A Rust implementation of the tar archive utility.
Should I use this?
Probably not. The
tar binary that came with your OS has more features and has been tested against millions of archives, use it instead.
So what's it good for?
Building a tool like this is a really good way to learn Rust syntax+features!
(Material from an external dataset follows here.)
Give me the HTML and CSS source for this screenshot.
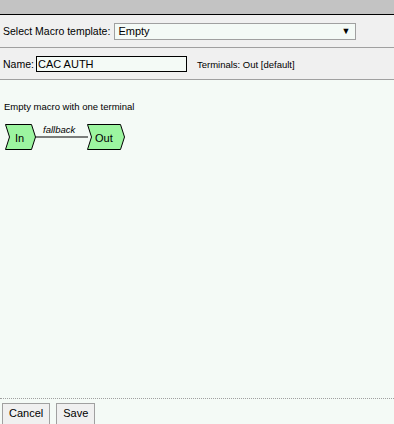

Some things I learned:
- How to work with raw binary data
- How to create iterators over arbitrary data
- How to parse+validate CLI parameters using StructOpt
- Integration tests using assert_cmd
- Rust's built-in unit tests
- File I/O
- Option and Result types (I love not having to deal with nullable types and exceptions)
How to use
--help to see the list of options:
./rust-tar --help rust-tar 0.1.1 USAGE: rust-tar [FLAGS] <file-name> FLAGS: -x Extract mode: extract an archive to disk -h, --help Prints help information -t List mode: list archive contents -V, --version Prints version information ARGS: <file-name> The path to a tarball
-t to show file contents (without saving to disk), or
-x to save to disk:
./rust-tar -t test-files/multiple-files.tar Read all 3072 bytes from tarball successfully Processing file header: 'ascii.txt' Decimal checksum: 6310 Calculated checksum: 6310 File size in bytes: 11 File contents: Hello, tar! Processing file header: 'ascii2.txt' Decimal checksum: 6354 Calculated checksum: 6354 File size in bytes: 17 File contents: Hello again, tar!